When USDA officials announced last week that they were planning to help farmers hard hit by trade disputes with up to $12 billion in assistance, the news was largely welcomed in farm country as a way to provide short-term relief. But new concerns are emerging.
The aid program is split into three parts, including a Market Facilitation Program (MFP) that will rely on the Commodity Credit Corporation to provide the funds for direct payments to soybean, sorghum, cotton, corn, wheat, dairy and hog producers. Another part is the Food Purchase and Distribution Program that allows the USDA to purchase surplus commodities that would have been exported if not for tariffs. The third part is the Trade Promotion Program, aimed at developing new foreign markets to replace ones the U.S. is losing in its trade wars.
But like most government programs, the “devil is in the details,” and USDA has had few specifics to share publicly since the initial announcement was made. That’s caused some farm leaders to question how payments will be calculated – especially with severe drought devastating crops and pastures, prompting some farmers to liquidate cattle herds.
The proposed MFP will provide “welcome financial assistance,” noted Missouri Farm Bureau President Blake Hurst in a letter to Agriculture Secretary Sonny Perdue and Missouri’s congressional delegation on Tuesday. But he’s also worried about how payments will be calculated.
A recent drive across his state’s northernmost counties indicated that “most of the corn is these counties will yield less than one third of normal yields. Corn yields will not respond to rain at this point. Soybeans are showing extreme moisture stress and are within days of a total crop loss, Hurst noted. (Of course, Missouri is not the only state suffering from drought this year.

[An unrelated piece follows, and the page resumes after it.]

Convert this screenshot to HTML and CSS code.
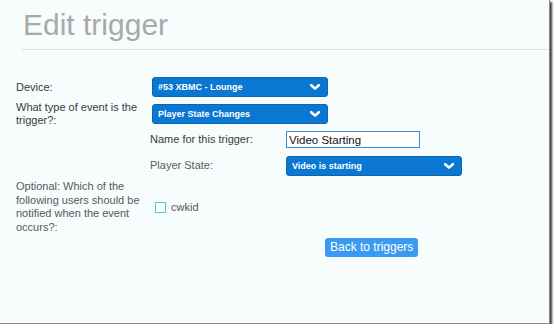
FILE: index.html
```html
<!DOCTYPE html>
<html lang="en">
<head>
  <meta charset="UTF-8" />
  <title>Edit trigger</title>
  <link rel="stylesheet" href="styles.css">
</head>
<body>
  <div class="window">
    <div class="header">
      <h1>Edit trigger</h1>
    </div>

    <div class="form">
      <label class="label">Device:</label>
      <div class="select wide">
        <span>#53 XBMC - Lounge</span>
        <svg class="chev" width="10" height="6" viewBox="0 0 10 6"><polyline points="1.2,1.2 5,4.6 8.8,1.2" /></svg>
      </div>

      <label class="label">What type of event is the trigger?:</label>
      <div class="select wide">
        <span>Player State Changes</span>
        <svg class="chev" width="10" height="6" viewBox="0 0 10 6"><polyline points="1.2,1.2 5,4.6 8.8,1.2" /></svg>
      </div>

      <div class="subform">
        <label class="label">Name for this trigger:</label>
        <input class="text-input" type="text" value="Video Starting">

        <label class="label muted">Player State:</label>
        <div class="select">
          <span>Video is starting</span>
          <svg class="chev" width="10" height="6" viewBox="0 0 10 6"><polyline points="1.2,1.2 5,4.6 8.8,1.2" /></svg>
        </div>
      </div>

      <label class="label muted">Optional: Which of the following users should be notified when the event occurs?:</label>
      <div class="users">
        <span class="check"></span>
        <span>cwkid</span>
      </div>

      <div class="actions">
        <button class="btn">Back to triggers</button>
      </div>
    </div>
  </div>
</body>
</html>
```

FILE: styles.css
```css
body {
  margin: 0;
  background: #ffffff;
  font-family: "Liberation Sans", Arial, sans-serif;
}

.window {
  width: 549px;
  height: 323px;
  background: #f7fcfd;
  border-right: 1px solid #8a8a8a;
  border-bottom: 1px solid #8a8a8a;
  box-shadow: 2px 2px 2px #3a3a3a;
  overflow: hidden;
}

.header {
  margin-left: 22px;
  padding-top: 7px;
  padding-bottom: 6px;
  border-bottom: 1px solid #dcdfe0;
}

.header h1 {
  margin: 0 0 0 1px;
  font-size: 30px;
  line-height: 36px;
  font-weight: normal;
  color: #a9a9a9;
}

.form {
  display: grid;
  grid-template-columns: 136px 1fr;
  row-gap: 4px;
  align-items: center;
  padding: 27px 0 0 16px;
}

.label {
  font-size: 11px;
  line-height: 13px;
  color: #3a3a3a;
  padding-right: 6px;
}

.label.muted {
  color: #5a5a5a;
  line-height: 13.5px;
}

.select {
  display: flex;
  align-items: center;
  justify-content: space-between;
  box-sizing: border-box;
  width: 176px;
  height: 20px;
  padding: 0 7px 0 5px;
  background: #0a78d2;
  border: 1px solid #0866b4;
  border-radius: 3px;
  color: #ffffff;
  font-size: 9px;
  font-weight: bold;
}

.chev polyline {
  fill: none;
  stroke: #ffffff;
  stroke-width: 2.6;
  stroke-linecap: round;
  stroke-linejoin: round;
}

.subform {
  grid-column: 2;
  display: grid;
  grid-template-columns: 136px 1fr;
  row-gap: 8px;
  align-items: center;
  margin-left: -2px;
}

.text-input {
  box-sizing: border-box;
  width: 134px;
  height: 17px;
  margin: 0;
  padding: 0 2px;
  border: 1px solid #3a8be0;
  background: #ffffff;
  font-family: "Liberation Sans", Arial, sans-serif;
  font-size: 11.5px;
  color: #111111;
  outline: none;
}

.users {
  display: flex;
  align-items: center;
  gap: 5px;
  padding-left: 3px;
  font-size: 11px;
  color: #555555;
}

.check {
  box-sizing: border-box;
  width: 11px;
  height: 11px;
  border: 1px solid #5cc3d4;
  background: #ffffff;
}

.actions {
  grid-column: 2;
  margin-top: -1px;
  padding-left: 173px;
}

.btn {
  height: 19px;
  padding: 0 5px;
  background: #3b9bf2;
  border: none;
  border-radius: 3px;
  color: #ffffff;
  font-family: "Liberation Sans", Arial, sans-serif;
  font-size: 12px;
  cursor: pointer;
}
```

See drought index map.)
“If the MFP is based on this year’s yields, it will provide no help at all to the victims of this isolated but severe drought,” Hurst wrote.
Hurst explained that “farmers typically spread marketing of a single year’s crop over at least three years, selling some of planned production before planting, some during the growing season, and some in the year following harvest.
“If Missouri farmers suffering from drought don’t receive some consideration for the extreme conditions this year, they will have lost market returns for that portion of the 2017 crop that wasn’t priced before retaliatory tariffs were in place, and also have market losses for that portion of the 2019 crop that they would typically be pricing right now,” he added.
For now, USDA has not provided any additional details on how the MFP will be calculated. Ag Secretary Perdue said Monday that, “We want to under-promise and over-deliver in this program.”
“I liken it to … an insurance claim. If you have a crash in your car and it’s totalled and you get a check from the insurance company, most of us never feel like we’re made whole,” Perdue told reporters. “I think we’re just trying to make the expectation that if a farmer sees a $2 drop in soybean prices, then they should not necessarily expect a $2 per bushel mitigation payment.”